Um dia, apareceu na minha timeline do Twitter uma thread em que um rapaz, já passado dos 30 anos, se descobrira TDAH. Ele relatava como sua vida passou a fazer sentido, como conseguiu se perdoar a partir desse diagnóstico. E então, caiu mais uma pétala da minha flor da ignorância sobre o assunto: descobri que existe TDAH adulto. Então busquei um psiquiatra especialista para verificar se era o meu caso.
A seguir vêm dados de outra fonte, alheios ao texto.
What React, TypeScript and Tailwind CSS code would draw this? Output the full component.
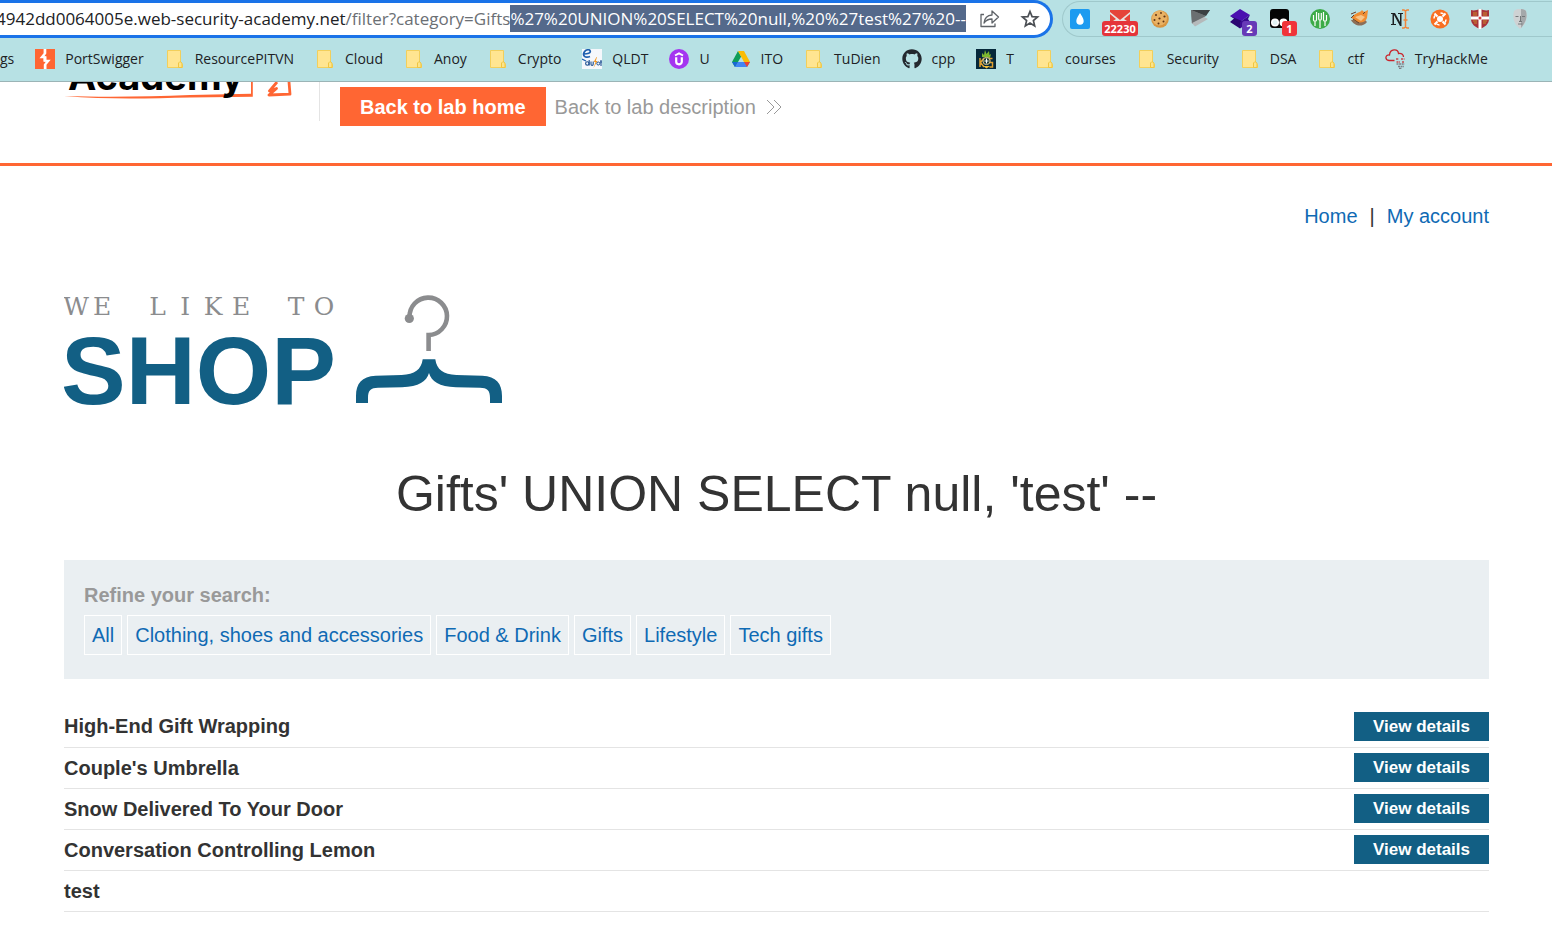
import React from "react";
import { FaGithub } from "react-icons/fa";

type Bookmark = { label: string; icon: React.ReactNode };

function FolderIcon() {
  return (
    <svg viewBox="0 0 20 20" className="size-5 shrink-0" aria-hidden="true">
      <path d="M2.500 1.500h13v12.500l2 1.500v3h-15z" fill="#ffe591" stroke="#f2cf5b" strokeWidth="1" />
      <path d="M13.500 18.500v-4.500l1.500-1.500 2 1.500v4.500z" fill="#fce48a" stroke="#f0c541" strokeWidth="1" />
    </svg>
  );
}

function PortSwiggerIcon() {
  return (
    <svg viewBox="0 0 20 20" className="size-5 shrink-0" aria-hidden="true">
      <rect width="20" height="20" fill="#ff6633" />
      <path d="M11.300 0H8.600v4.200L4.500 9.200h4.100v3.200h2.700V7.300H9.400l1.900-2.700z" fill="#fff" />
      <path d="M8.800 20h2.700v-4.200l4.200-5h-4.400V7.600H8.600v5.100h2.200l-2 2.700z" fill="#fff" />
    </svg>
  );
}

function QldtIcon() {
  return (
    <svg viewBox="0 0 20 20" className="size-5 shrink-0" aria-hidden="true">
      <rect width="20" height="20" fill="#f5f8fc" />
      <path d="M2 5C6 5 8.500 4 8.300 2.300 8 0 4 .2 2.300 3 .2 6.500 3 9.500 8 7.500" fill="none" stroke="#1d5fae" strokeWidth="1.700" />
      <path d="M0 10 4 12" stroke="#1d5fae" strokeWidth="1.200" />
      <circle cx="5.300" cy="14.500" r="1.700" fill="none" stroke="#1d4f91" strokeWidth="1.100" />
      <path d="M7.200 11v5.500M9 12.500v2.700c0 1.500 2.200 1.500 2.200 0v-2.700" fill="none" stroke="#1d4f91" strokeWidth="1.100" />
      <path d="m14.500 8-2.800 5h1.800L11.500 19l4-7h-1.700l1.200-4z" fill="#f59a23" />
      <circle cx="16.300" cy="14.500" r="1.500" fill="none" stroke="#1d4f91" />
      <path d="M19 11v6M18 13h2" stroke="#1d4f91" strokeWidth="1.100" />
    </svg>
  );
}

function UdemyIcon() {
  return (
    <svg viewBox="0 0 20 20" className="size-5 shrink-0" aria-hidden="true">
      <circle cx="10" cy="10" r="10" fill="#a435f0" />
      <path d="M6 6.500 10 4.300l4 2.200" fill="none" stroke="#fff" strokeWidth="1.900" />
      <path d="M7.200 8.300v4.500c0 3.300 5.600 3.300 5.600 0V8.300" fill="none" stroke="#fff" strokeWidth="2.200" />
    </svg>
  );
}

function DriveIcon() {
  return (
    <svg viewBox="0 0 20 20" className="size-5 shrink-0" aria-hidden="true">
      <path d="M7 2 1 13l3 5 6.200-10.500z" fill="#0f9d58" />
      <path d="M7 2h6l6 11h-6z" fill="#fbbc04" />
      <path d="m4 18 3-5h12l-3 5z" fill="#4285f4" />
      <path d="M13 13h6l-3 5z" fill="#ea4335" />
      <path d="m1 13 3 5 3-5z" fill="#1967d2" />
    </svg>
  );
}

function KtsIcon() {
  return (
    <svg viewBox="0 0 20 20" className="size-5 shrink-0" aria-hidden="true">
      <rect width="20" height="20" fill="#06283a" />
      <path d="M6 8V4l2 2 1-5 1.500 4L13 2l.5 4L15 5l-1 4z" fill="#7cb82f" />
      <path d="M4 9v9M8 9l-3.500 4.500L8 18M16.500 9.500h-3v4h3V18h-3" stroke="#e0a030" strokeWidth="1.500" fill="none" />
      <circle cx="10.500" cy="12" r="3.600" fill="#1f3d38" stroke="#d9c58c" />
      <path d="M10.500 9.500v5M8.500 12h4" stroke="#fff" />
      <path d="m7 17 3.500 2.500L14 17z" fill="#f0bd38" />
    </svg>
  );
}

function TryHackMeIcon() {
  return (
    <svg viewBox="0 0 20 20" className="size-5 shrink-0" aria-hidden="true">
      <path d="M9.500 11.500H4C-.5 11 .2 5.500 4.500 6 5-.5 13-.5 13.500 4.500c3.500-.5 5 1.500 5 3.500" fill="none" stroke="#c9252c" strokeWidth="1.300" />
      <path d="M11 10h3m2 0h3.500M11.500 13H15m2 0h2" stroke="#c9454a" strokeWidth="1.400" strokeDasharray="2 .7" />
      <path d="M11.500 15h8M13 17.500h6M14 19.500h3" stroke="#7b7f85" strokeWidth="1.400" strokeDasharray="2 .6" />
    </svg>
  );
}

const bookmarks: Bookmark[] = [
  { label: "PortSwigger", icon: <PortSwiggerIcon /> },
  { label: "ResourcePITVN", icon: <FolderIcon /> },
  { label: "Cloud", icon: <FolderIcon /> },
  { label: "Anoy", icon: <FolderIcon /> },
  { label: "Crypto", icon: <FolderIcon /> },
  { label: "QLDT", icon: <QldtIcon /> },
  { label: "U", icon: <UdemyIcon /> },
  { label: "ITO", icon: <DriveIcon /> },
  { label: "TuDien", icon: <FolderIcon /> },
  { label: "cpp", icon: <FaGithub className="size-5 shrink-0 text-[#24292f]" aria-hidden="true" /> },
  { label: "T", icon: <KtsIcon /> },
  { label: "courses", icon: <FolderIcon /> },
  { label: "Security", icon: <FolderIcon /> },
  { label: "DSA", icon: <FolderIcon /> },
  { label: "ctf", icon: <FolderIcon /> },
  { label: "TryHackMe", icon: <TryHackMeIcon /> },
];

function Extension({ name, badge, badgeClass, children }: { name: string; badge?: string; badgeClass?: string; children: React.ReactNode }) {
  return (
    <button type="button" aria-label={name} className="relative size-5 shrink-0">
      <svg viewBox="0 0 20 20" className="size-5" aria-hidden="true">{children}</svg>
      {badge && (
        <span className={`absolute top-3 rounded-[3px] text-center text-[11px] leading-[15px] font-bold text-white ${badgeClass}`}>
          {badge}
        </span>
      )}
    </button>
  );
}

function Extensions() {
  return (
    <div className="flex h-9 min-w-0 flex-1 items-center gap-5 overflow-hidden rounded-l-full border border-r-0 border-[#9fc8cb] pl-[7px]">
      <Extension name="Droplet">
        <rect width="20" height="20" rx="2" fill="#1d9bf0" />
        <path d="M10 4c1.500 3 3.700 5 3.700 8a3.700 3.700 0 0 1-7.400 0C6.300 9 8.500 7 10 4z" fill="#fff" />
      </Extension>
      <Extension name="Mail" badge="22230" badgeClass="-left-2 w-9 bg-[#e5343a]">
        <path d="M0 1h20v14H0z" fill="#e8e3e1" />
        <path d="M0 1h20v2L10 11 0 3z" fill="#e5443a" />
        <path d="M0 5v9l6-4zM20 5v9l-6-4z" fill="#e5443a" />
      </Extension>
      <Extension name="Cookies">
        <circle cx="10" cy="10" r="8.800" fill="#d9953f" />
        <circle cx="9.500" cy="9" r="7.500" fill="#e9b264" />
        <g fill="#5d3213">
          <circle cx="6" cy="6" r="1" />
          <circle cx="11" cy="4" r=".9" />
          <circle cx="14.500" cy="7.500" r="1.100" />
          <circle cx="9.500" cy="9.500" r="1.100" />
          <circle cx="4.500" cy="11" r="1" />
          <circle cx="13.500" cy="12.500" r="1" />
          <circle cx="8.500" cy="14.500" r="1" />
        </g>
      </Extension>
      <Extension name="Flag">
        <path d="M1 1h19l-5 6-13 8z" fill="#75797b" />
        <path d="M1 1h19l-4 6z" fill="#3c3f41" />
        <path d="m1 13 11-6 6 3-13 7.500z" fill="#b5b9ba" />
        <path d="m1 1 15 6-14 7z" fill="#6b6f71" />
      </Extension>
      <Extension name="Layers" badge="2" badgeClass="left-3 w-[15px] bg-[#673ab7]">
        <path d="m10 0 10 6-10 7L0 7z" fill="#4a0fb0" />
        <path d="m0 7 4 2.500L0 13l10 6.500V15l2-3z" fill="#2a0672" />
        <path d="m10 13 10-7-2 4 2 3-10 6.500z" fill="#390b91" />
      </Extension>
      <Extension name="Script manager" badge="1" badgeClass="left-3 w-[15px] bg-[#f0343a]">
        <rect x="0" y="0" width="19" height="19" rx="3" fill="#050505" />
        <circle cx="5" cy="13.500" r="4" fill="#fff" />
        <circle cx="13.500" cy="13.500" r="4" fill="#fff" />
        <circle cx="5" cy="13.500" r="2.500" fill="#dff1f2" />
      </Extension>
      <Extension name="Forks">
        <circle cx="10" cy="10" r="10" fill="#3cab48" />
        <path d="M3.500 6v5c0 1.500 3 1.500 3 0V3M8.700 4v6c0 1.500 2.600 1.500 2.600 0V4M13.500 3v8c0 1.500 3 1.500 3 0V6M5 12v5M10 11v8M15 12v5" fill="none" stroke="#fff" strokeWidth="1.200" />
      </Extension>
      <Extension name="Fox">
        <path d="M1 11c3 6 11 8 16 2l-3-3z" fill="#8b6f58" />
        <path d="M2 8C6 3 10 4 12 1l2 2 4-2-1 8c-2 6-11 6-15 0z" fill="#ef8d32" />
        <path d="m5 8 6-2 4 2-4 4z" fill="#f8c487" />
        <path d="m1 5 5-2M3 10l6 4M13 5l2-2M1 9l3-3" stroke="#614231" />
      </Extension>
      <Extension name="Notes">
        <path d="M1 4h4l5 9V5H8V4h5v1h-1.500v12H10L4 6v9h2v1H1v-1h1.500V5H1z" fill="#1d2022" />
        <path d="M12 1h2l1.500 1L17 1h2M15.500 2v16M12 19h2l1.500-1 1.500 1h2M13.500 11h4" fill="none" stroke="#f0853a" strokeWidth="1.500" />
      </Extension>
      <Extension name="Orbit">
        <circle cx="10" cy="10" r="9.500" fill="#f96f22" />
        <circle cx="10" cy="10" r="3" fill="#fff" />
        <path d="m4.500 4.500 3 3M15.500 4.500l-3 3M4.500 15.500l3-3M15.500 15.500l-3-3" stroke="#fff" strokeWidth="2" />
        <path d="M10.500 4a6 6 0 0 1 3 1M4 9.500a6 6 0 0 1 1-3M9.500 16a6 6 0 0 1-3-1M16 10.500a6 6 0 0 1-1 3" stroke="#fff" strokeWidth="1.500" fill="none" />
      </Extension>
      <Extension name="Shield">
        <path d="M1 1c3 1 6 0 9-1 3 1 6 2 9 1v9c0 5-4 8-9 10-5-2-9-5-9-10z" fill="#a8343a" />
        <path d="M10 0v20M1 9h18" stroke="#fff" strokeWidth="3" />
        <path d="M3 4h4M3 6h4M13 4h4M13 6h4M3 12h4M4 14h3M13 12h4M13 14h3" stroke="#c98a2c" strokeWidth="1.200" />
        <circle cx="10" cy="9" r="1.500" fill="#d33b42" />
      </Extension>
      <Extension name="Mask">
        <path d="M4 2c3-3 9-3 12 0 1.500 5 .5 10-2 14l-4 4-4-4C3.500 12 2.500 7 4 2z" fill="#cfd2d3" />
        <path d="M11 0c3 0 4 1 5 2 1.500 6 0 11-5 17z" fill="#a4a8aa" />
        <path d="M5.500 7.500h3M12 7.500h3M10.500 7v5l-1.500.5h3M8 15h4.500" stroke="#74787a" fill="none" />
      </Extension>
      <Extension name="More extensions">
        <path d="M12 1h4v4h-4zM12 12h6v4h-6z" fill="#3c4043" />
      </Extension>
    </div>
  );
}

function AddressBar() {
  return (
    <div className="flex h-[38px] w-[1053px] min-w-0 items-center rounded-r-full border-[3px] border-l-0 border-[#1a73e8] bg-white pr-[10px]">
      <div className="flex h-8 min-w-0 flex-1 items-center justify-end overflow-hidden pb-[2px]">
        <div
          role="textbox"
          aria-label="Address"
          contentEditable
          suppressContentEditableWarning
          className="text-[17px] leading-[27px] whitespace-nowrap text-[#202124] outline-none"
        >
          04942dd0064005e.web-security-academy.net
          <span className="text-[#6b6f74]">/filter?category=Gifts</span>
          <span className="inline-block bg-[#54698b] text-white">%27%20UNION%20SELECT%20null,%20%27test%27%20--</span>
        </div>
      </div>
      <button type="button" aria-label="Share this page" className="ml-[14px] size-5">
        <svg viewBox="0 0 20 20" className="size-5" fill="none" stroke="#5f6368" strokeWidth="1.300" strokeLinejoin="round" aria-hidden="true">
          <path d="M4 5.500H1v12h14v-3" />
          <path d="M12 2v4c-5 .3-7.500 3.500-8 8 2-2.800 4.500-4 8-4v4l6.500-6z" />
        </svg>
      </button>
      <button type="button" aria-label="Bookmark this page" className="ml-5 size-5">
        <svg viewBox="0 0 20 20" className="size-5" fill="none" stroke="#4b4f54" strokeWidth="1.700" aria-hidden="true">
          <path d="m10 2.500 2.100 5.100 5.500.4-4.200 3.600 1.300 5.400L10 14.100 5.300 17l1.300-5.400L2.400 8l5.500-.4z" />
        </svg>
      </button>
    </div>
  );
}

function BrowserChrome() {
  return (
    <header className="border-b border-[#9bb4b6] bg-[#b7e1e4] font-['Open_Sans','Noto_Sans',sans-serif] text-[#202124]">
      <div className="flex items-center gap-[9px]">
        <AddressBar />
        <Extensions />
      </div>
      <nav aria-label="Bookmarks" className="pr-16">
        <ul className="flex h-[43px] items-center justify-between pb-[2px] text-sm">
          <li>
            <a href="#bookmarks">gs</a>
          </li>
          {bookmarks.map((b) => (
            <li key={b.label}>
              <a href={`#${b.label}`} className="flex items-center gap-[10px]">
                {b.icon}
                {b.label}
              </a>
            </li>
          ))}
        </ul>
      </nav>
    </header>
  );
}

function AcademyLogo() {
  return (
    <svg viewBox="64 82 236 40" className="h-10 w-[236px]" role="img" aria-label="Academy">
      <path d="M64 96c46 1.500 86 .5 126-1l61-1.300V82h1.800v14.800L190 97.500c-40 .8-80 2.300-126-1.500z" fill="#ff6633" />
      <path d="m277 82-7.500 9 7-2.500-7.500 6.500 21-.8-1-12.200" fill="none" stroke="#ff6633" strokeWidth="2.800" strokeLinejoin="round" />
      <text x="68" y="90" fontSize="38" fontWeight="700" className="font-[Inter,sans-serif]" fill="#000">
        Academy
      </text>
    </svg>
  );
}

function LabHeader() {
  return (
    <section className="flex h-[84px] items-start border-b-[3px] border-[#ff6633] pl-16">
      <AcademyLogo />
      <div className="ml-[19px] h-[39px] border-l border-[#e4e4e4] pt-[5px] pl-5">
        <div className="flex items-center gap-[9px]">
          <a href="#lab-home" className="bg-[#ff6633] px-5 pt-px leading-[38px] font-bold text-white">
            Back to lab home
          </a>
          <a href="#lab-description" className="flex items-center gap-[10px] text-[#999]">
            Back to lab description
            <svg viewBox="0 0 16 16" className="size-4" fill="none" stroke="#999" aria-hidden="true">
              <path d="m1 1 7 7-7 7M8 1l7 7-7 7" />
            </svg>
          </a>
        </div>
      </div>
    </section>
  );
}

function ShopLogo() {
  return (
    <svg viewBox="64 294 440 112" className="h-28 w-[440px]" role="img" aria-label="We like to shop">
      <text
        x="76 102.200 130 157.500 185.300 213 241 269 296 324"
        y="314.500"
        fontSize="25"
        textAnchor="middle"
        fill="#8b8c8e"
        className="font-['DejaVu_Serif',serif]"
      >
        WE LIKE TO
      </text>
      <text x="61" y="403.500" fontSize="97" fontWeight="700" fill="#125f84" className="font-['Liberation_Sans',Arial,sans-serif]">
        SHOP
      </text>
      <path d="M409.600 317a18.700 18.700 0 1 1 19 18v16" fill="none" stroke="#8b8c8e" strokeWidth="4.600" />
      <circle cx="409.300" cy="318.500" r="4.600" fill="#8b8c8e" />
      <path
        d="M422.700 359.300h12.600c1.500 10.500 8 15.200 21 15.700l26 .8c14 .6 19.700 8 19.700 20.200v7h-12v-5c0-8-3-10-10-10.200l-24-.5c-17-.6-24.500-6-27-14.300-2.500 8.300-10 13.700-27 14.300l-24 .5c-7 .2-10 2.200-10 10.200v5h-12v-7c0-12.200 5.700-19.600 19.700-20.200l26-.8c13-.5 19.500-5.200 21-15.700z"
        fill="#125f84"
      />
    </svg>
  );
}

const categories = ["All", "Clothing, shoes and accessories", "Food & Drink", "Gifts", "Lifestyle", "Tech gifts"];

const products = [
  { name: "High-End Gift Wrapping", details: true },
  { name: "Couple's Umbrella", details: true },
  { name: "Snow Delivered To Your Door", details: true },
  { name: "Conversation Controlling Lemon", details: true },
  { name: "test", details: false },
];

export default function App() {
  return (
    <div className="min-h-screen bg-white font-['Liberation_Sans',Arial,sans-serif] text-xl leading-6 text-[#333]">
      <BrowserChrome />
      <LabHeader />
      <main className="pr-[63px] pb-8 pl-16">
        <nav aria-label="Account" className="flex justify-end gap-3 pt-[38px] text-[#0f6ab4]">
          <a href="#home">Home</a>
          <span className="text-[#333]">|</span>
          <a href="#account">My account</a>
        </nav>
        <div className="mt-[66px]">
          <ShopLogo />
        </div>
        <h1 className="mt-[58px] text-center text-[50px] leading-[60px]">Gifts' UNION SELECT null, 'test' --</h1>
        <section className="mt-9 bg-[#eaeff2] px-5 pt-[23px] pb-6">
          <h2 className="font-bold text-[#999]">Refine your search:</h2>
          <div className="mt-2 flex flex-wrap gap-[5px]">
            {categories.map((c) => (
              <a key={c} href={`#${c}`} className="border border-white px-[7px] leading-[38px] text-[#0f6ab4]">
                {c}
              </a>
            ))}
          </div>
        </section>
        <table className="mt-[27px] w-full border-collapse">
          <tbody>
            {products.map((p) => (
              <tr key={p.name} className="border-b border-[#e4e4e4]">
                <th scope="row" className="h-[41px] text-left font-bold">
                  {p.name}
                </th>
                <td className="text-right">
                  {p.details && (
                    <a href={`#${p.name}`} className="inline-block bg-[#125f84] px-[19px] align-middle text-[17px] leading-[29px] font-bold text-white">
                      View details
                    </a>
                  )}
                </td>
              </tr>
            ))}
          </tbody>
        </table>
      </main>
    </div>
  );
}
O leitor já deve ter adivinhado, logo nos primeiros parágrafos, que faço parte “do clube” também. Aos 41 anos de idade, recebi o diagnóstico de TDAH e iniciei o tratamento. Minha vida mudou completamente: eu me entendo, eu me perdoo, eu me ajudo. Na última semana, senti pela primeira vez o que imagino que seja a tal autoestima. Seria errado dizer que hoje sou outra pessoa, porque, na verdade, nunca fui tão eu mesma.

E agora observo as meninas. E dou atenção especial às que são quietas e distraídas. E, embora não seja profissional da saúde e nem tenha competência para diagnosticar algo, afirmo sem medo  de equívoco que o subdiagnóstico do transtorno é muito maior do que se supõe.

Sobretudo entre professores neurodivergentes. Que desconhecem o problema e sofrem demais. Não há quem não lhes aponte o dedo com críticas. O “mal-educado” que se falava sobre aluno é semelhante agora ao “vagabundo/relapso/omisso” dirigido aos professores com TDAH. E, enquanto não houver uma verdadeira conscientização, dificilmente esses profissionais se verão incluídos e poderão acolher os alunos com o transtorno.

Paula Rosiska é professora na rede pública paulista há 20 anos e autora do livro Vida ao rés do chão escolar ( Lux, 2021).
Atualmente, cursa o Mestrado Profissional em Letras, na USP, Universidade de São Paulo.